I am encouraged to see the many groups held responsible for protecting our sensitive government information are coming together with a common purpose. The federal government needs to focus limited resources on protecting our networks from consistent cyber attacks that threaten our national security and the 20 Critical Security Controls is a good first step.
- Senator Tom Carper, Chairman, U.S. Senate Committee on Homeland Security & Governmental Affairs,* *Subcommittee on Federal Financial Management, Government Information, Federal Services, and International Security
This is great! I think it will go a long way towards recalibrating the Federal cyber security efforts away from being what many have described as a report card driven paper-work exercise, to instead being now properly focused on meaningful efforts to improve the real security posture of our operational systems.

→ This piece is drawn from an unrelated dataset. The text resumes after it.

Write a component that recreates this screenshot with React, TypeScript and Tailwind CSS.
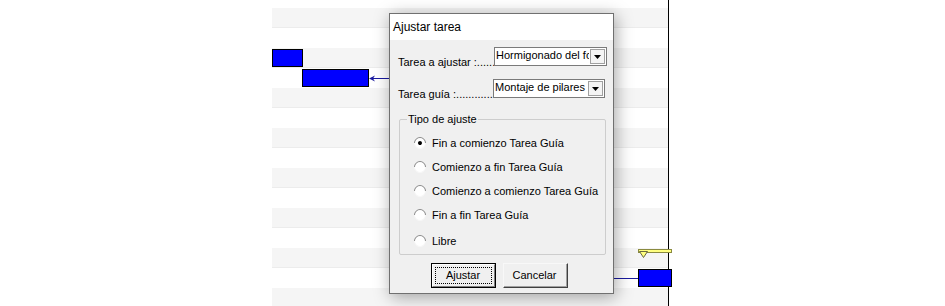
import React from "react";

const font = { fontFamily: '"Liberation Sans", Arial, sans-serif' };

const options = [
  "Fin a comienzo Tarea Guía",
  "Comienzo a fin Tarea Guía",
  "Comienzo a comienzo Tarea Guía",
  "Fin a fin Tarea Guía",
  "Libre",
];

function Radio({ checked }: { checked?: boolean }) {
  return (
    <div className="flex h-[12px] w-[12px] shrink-0 rotate-45 items-center justify-center rounded-full border border-b-[#f6f6f6] border-l-[#8a8a8a] border-r-[#f6f6f6] border-t-[#8a8a8a] bg-white">
      {checked && <div className="h-[4px] w-[4px] rounded-full bg-black" />}
    </div>
  );
}

function Combo({ value }: { value: string }) {
  return (
    <div className="flex h-[19px] w-[113px] border border-[#7a7a7a] bg-white">
      <div className="flex-1 overflow-hidden whitespace-nowrap pl-[1px] text-[11px] leading-[15px] text-black">
        {value}
      </div>
      <div className="m-[1px] flex w-[15px] items-center justify-center border border-[#a0a0a0] bg-[#f4f4f4]">
        <svg width="7" height="4" viewBox="0 0 7 4">
          <path d="M0 0 H7 L3.5 4 Z" fill="#000" />
        </svg>
      </div>
    </div>
  );
}

export default function App() {
  const stripes = Array.from({ length: 8 });

  return (
    <div className="relative h-[306px] w-[945px] overflow-hidden bg-white" style={font}>
      <div className="flex h-full">
        <div className="w-[272px]" />
        {/* gantt grid */}
        <div className="relative h-full w-[396px]">
          <div className="flex flex-col pt-[8px]">
            {stripes.map((_, i) => (
              <div key={i}>
                <div className="h-[20px] border-b border-[#ececec] bg-[#f5f5f5]" />
                <div className="h-[20px] bg-white" />
              </div>
            ))}
          </div>
          {/* bars */}
          <div className="absolute left-0 top-[49px] h-[18px] w-[31px] border border-black bg-[#0000ff]" />
          <div className="absolute left-[30px] top-[69px] h-[18px] w-[67px] border border-black bg-[#0000ff]" />
          <div className="absolute left-[98px] top-[78px] h-px w-[22px] bg-[#1a1aa0]" />
          <svg className="absolute left-[97px] top-[75px]" width="7" height="7" viewBox="0 0 7 7">
            <path d="M0 3.5 L6 0.5 L4 3.5 L6 6.5 Z" fill="#1a1aa0" />
          </svg>
          <div className="absolute left-[340px] top-[278px] h-px w-[26px] bg-[#1a1aa0]" />
          <div className="absolute left-[366px] top-[249px] h-[4px] w-[34px] border border-[#8a8a40] bg-[#ffff80]" />
          <svg className="absolute left-[367px] top-[251px]" width="9" height="7" viewBox="0 0 9 7">
            <path d="M0.5 0.5 H8.5 L4.5 6.5 Z" fill="#ffff80" stroke="#6a6a40" strokeWidth="1" />
          </svg>
          <div className="absolute left-[366px] top-[269px] h-[18px] w-[34px] border border-black bg-[#0000ff]" />
        </div>
        <div className="h-full w-px bg-black" />
        <div className="flex-1" />
      </div>

      {/* dialog */}
      <div className="absolute left-[389px] top-[13px] flex h-[281px] w-[225px] flex-col border border-[#707070] bg-[#f0f0f0] shadow-[2px_3px_16px_rgba(0,0,0,0.35)]">
        <div className="flex h-[26px] items-center bg-white pl-[3px] text-[12px] text-black">Ajustar tarea</div>
        <div className="flex flex-col px-[8px] pt-[7px] text-[11px] text-black">
          <div className="flex items-end">
            <div className="mb-[-3px] w-[96px] whitespace-nowrap leading-[13px]">Tarea a ajustar :......</div>
            <Combo value="Hormigonado del forjado" />
          </div>
          <div className="mt-[13px] flex items-end">
            <div className="mb-[-3px] w-[96px] whitespace-nowrap leading-[13px]">Tarea guía :............</div>
            <Combo value="Montaje de pilares" />
          </div>
          {/* group box */}
          <div className="relative ml-[1px] mt-[21px] h-[136px] w-[207px] rounded-[2px] border border-[#cdcdcd]">
            <div className="absolute left-[7px] top-[-8px] bg-[#f0f0f0] px-[1px] leading-[14px]">Tipo de ajuste</div>
            <div className="flex flex-col gap-[12px] pl-[14px] pt-[17px]">
              {options.map((o, i) => (
                <div key={o} className={`flex items-center gap-[6px] leading-[12px] ${i === 4 ? "mt-[2px]" : ""}`}>
                  <Radio checked={i === 0} />
                  <span>{o}</span>
                </div>
              ))}
            </div>
          </div>
          {/* buttons */}
          <div className="mt-[8px] flex justify-center gap-[7px] pr-[5px]">
            <div className="h-[25px] w-[65px] border border-black">
              <div className="flex h-full items-center justify-center border-b border-l border-r border-t border-b-[#808080] border-l-white border-r-[#808080] border-t-white bg-[#f0f0f0] p-[2px]">
                <div className="flex h-full w-full items-center justify-center border border-dotted border-black">Ajustar</div>
              </div>
            </div>
            <div className="h-[25px] w-[65px] border-b border-l border-r border-t border-b-[#404040] border-l-[#f8f8f8] border-r-[#404040] border-t-[#f8f8f8]">
              <div className="flex h-full items-center justify-center border-b border-r border-b-[#a0a0a0] border-r-[#a0a0a0] bg-[#f0f0f0]">
                Cancelar
              </div>
            </div>
          </div>
        </div>
      </div>
    </div>
  );
}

- Dan Galik, Chief Information Security Officer, US Department of Health and Human Services
I LOVE the 20 CSC!
- Mark Weatherford, Chief Information Security Officer, State of California
I have led teams investigating major attacks against DoD and commercial organizations. If these 20 CSC recommendations had been implemented, they would have been able to prevent simple attacks and would have enhanced the response capability against massive breaches before sensitive data was lost.
- Rob Lee, Mandiant
I was honored to be able to help. What excites me is this approach allows often resource constrained organizations to both focus on the most critical priorities and to implement solutions that are both practical and important.
- Dan Mintz, former CIO at the US Department of Transportation.
The security community is spending far, far too much time blindly complying with controls which ultimately yield little or no (in all-to-many cases) positive impact on our security posture. By narrowing the focus, I'm certain we can begin to yield more return from the NIST-based security process.
- Wade Bicknell, -E&E Enterprises Global
We have high regard for NIST's work. However, the problem for organizations trying to follow NIST's guidelines amid today's increasing cyberthreats is akin to confronting a raging new pandemic with an encyclopedic field guide to holistic health care.
We're bleeding badly. And we need triage to focus on the things that will keep the patient alive,
said 20 CSC project leader John Gilligan, who formerly was CIO of the Air Force and Energy Department, at a news conference last month.
What's needed now is for a variety of federal agencies to conduct pilot implementation projects to validate and refine the 20 CSC initiative. The outcome has the potential to significantly strengthen not only federal information systems but also enterprise networks worldwide.